By: Garrett Wilson
Let’s face it. One of your core responsibilities as a leader is navigating people and business challenges at the same time. When the same problems show up month after month, the issue is no longer external. It is internal. This is not a workforce crisis. It is an operating model problem.
Dentistry is evolving. Reimbursements remain tight. Labor costs continue to rise. None of that is new. Yet some practices continue to grow, stabilize their teams, and improve performance, while others stay stuck. The difference is not the hand they were dealt. It is how they choose to play it.
Staffing Issues vs. System Failures
Most dentists describe their struggles as staffing issues. In reality, the symptoms show up in people, but the root cause lives in how the practice is run.
- Production swings.
- Labor costs rise without corresponding results.
- Reactive hiring versus having a talent pipeline.
These are business system failures, not attitude problems.
Lack of Clarity and Accountability
In many practices, team members are unclear on how their role contributes to revenue, efficiency, or patient experience. How do you expect a business to thrive if your team can’t measure results of their work? Accountability becomes subjective. Performance conversations feel personal instead of objective.
Compensation Without Strategy
Have you heard of the issue of rising wages? Of course you have. Pay decisions are often made reactively to stop turnover or reward longevity rather than to reinforce business priorities. The result is:
- Wage inflation without productivity gains
- Internal compression
- Growing resentment among high performers
Compensation without strategy creates instability, not retention.
Growth Without Redesign
Growth decisions introduce additional strain. Practices pursue higher production without redesigning workflows, staffing models, or leadership capacity. Burnout follows. Patient experience declines. The blame shifts back to staffing shortages, even though the real constraint is planning.

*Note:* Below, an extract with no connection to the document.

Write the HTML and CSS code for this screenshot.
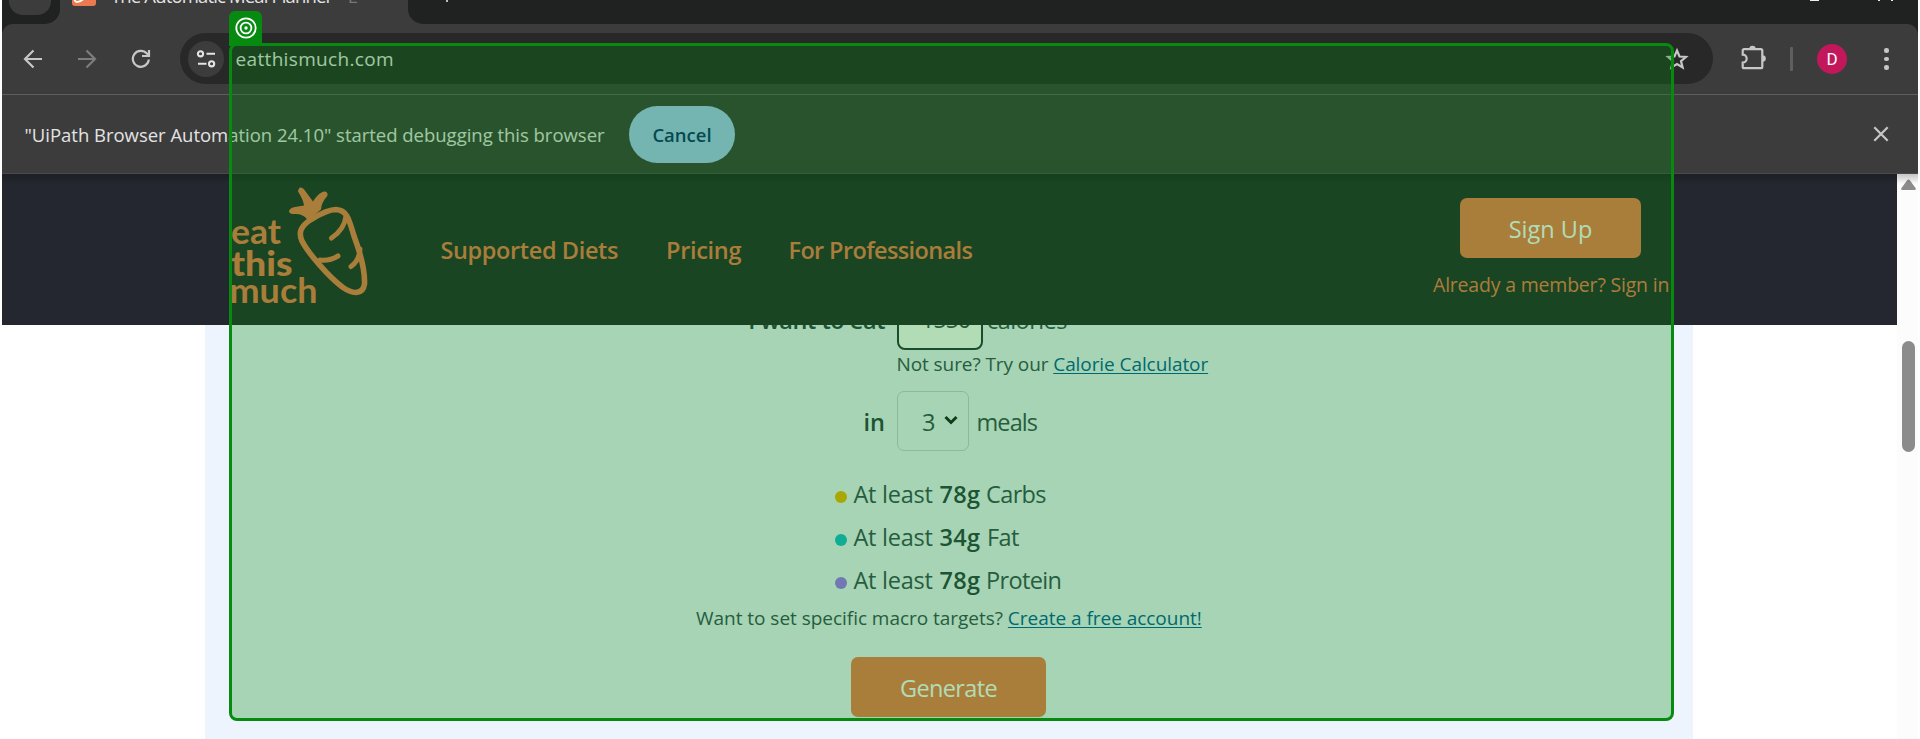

Breaking the Cycle Through Partnership
The practices that break this cycle do not solve these challenges alone. They rely on strong partners. Advisors, consultants, data providers, and peer communities help leaders see blind spots, pressure test decisions, and build systems that support long term success. These leaders are proactive, not reactive. They address issues while they are still manageable.
Strategy Over Circumstance
People can only play the cards they are dealt. Leaders do not get to choose the hand, but they do choose the strategy. The practices making progress are not waiting for conditions to improve. They are building better systems now and shaping outcomes instead of inheriting them.